The age of terrorism is really an age of heightened uncertainty, and how much risk democracies will accept from countries that have a track record of supporting terrorists. Iran's latest support of terrorists in Lebanon, Iraq, and among Palestinians makes it even more suspect than just after 9/11. And revelations that it hid key parts of its nuclear program from the International Atomic Energy Agency for nearly two decades have raised eyebrows an extra wrinkle on many a world leader's forehead – as did news that many of Iran's research facilities are secretly buried deep in bunkers.
Several years of European-led talks with Iran over its nuclear program have now come to a head. Will the UN Security Council accept an Iranian counteroffer to simply continue talks, thus giving Iran more time for nuclear research? Or will it fulfill its implied threat made in June to play hardball by imposing economic sanctions on Iran for not agreeing to suspend enrichment by the end of August?
Simply put, at what point does the world decide that it can't live with the uncertainty over Iran's intent and abilities to make nuclear weapons?
By differing estimates, Iran could be either a decade or a year or two from mastering the technology of making nuclear devices. It may merely want that ability in order to wield more influence in the Middle East, and not actually use them to attack Israel or to slip a few bombs to Islamic terrorists.
Before the Iraq war, President Bush was wrong about Saddam Hussein still having weapons of mass destruction.
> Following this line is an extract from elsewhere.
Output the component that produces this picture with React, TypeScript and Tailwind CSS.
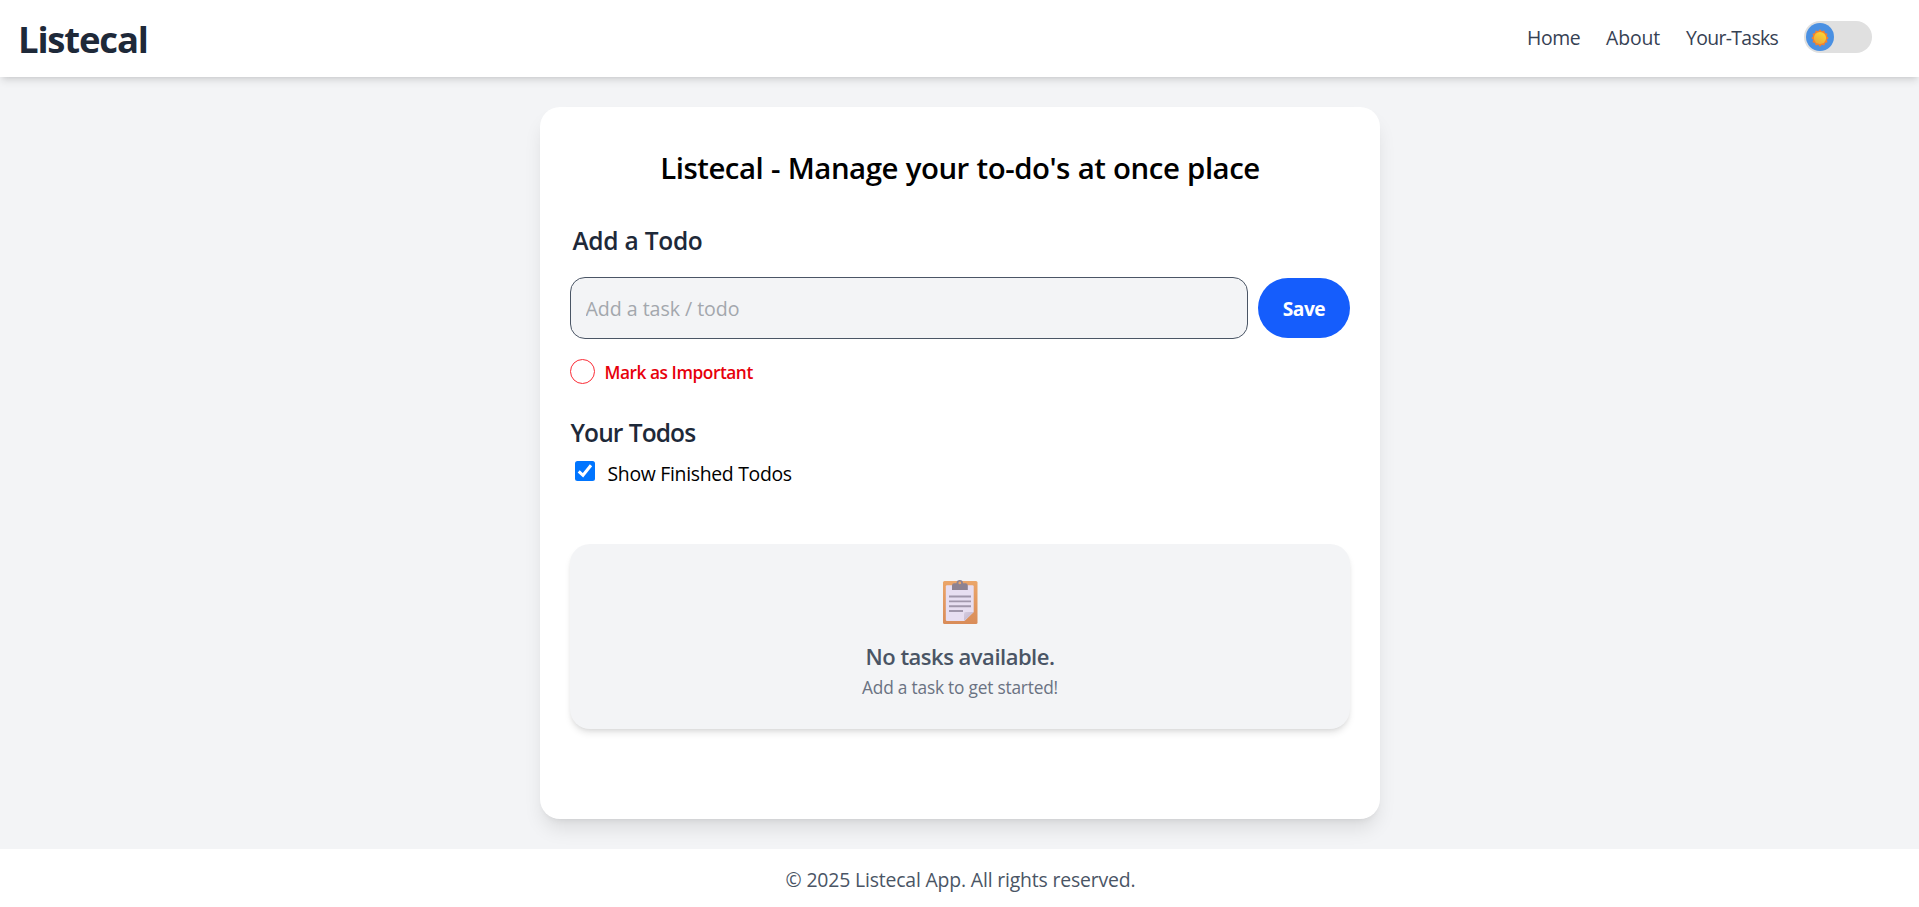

But he was right about Iraq's intent to resume WMD production, as well as Mr. Hussein's support for terrorists (Palestinian suicide-bombers). That mixed-bag record by Mr. Bush, as well as the continuing war in Iraq, has left many Americans and Europeans wary of using a preemptive action – either sanctions or force – to deal with the uncertainty of Iran's nuclear program. They are more wary of uncertainties over the unknown consequences of attacking Iran's nuclear facilities than the uncertainty of an Iranian bomb.
The Security Council must weigh these competing risks and act in a meaningful way to avoid failing in its global leadership role.
Iran must not board this plane without its bags fully searched and any threats removed.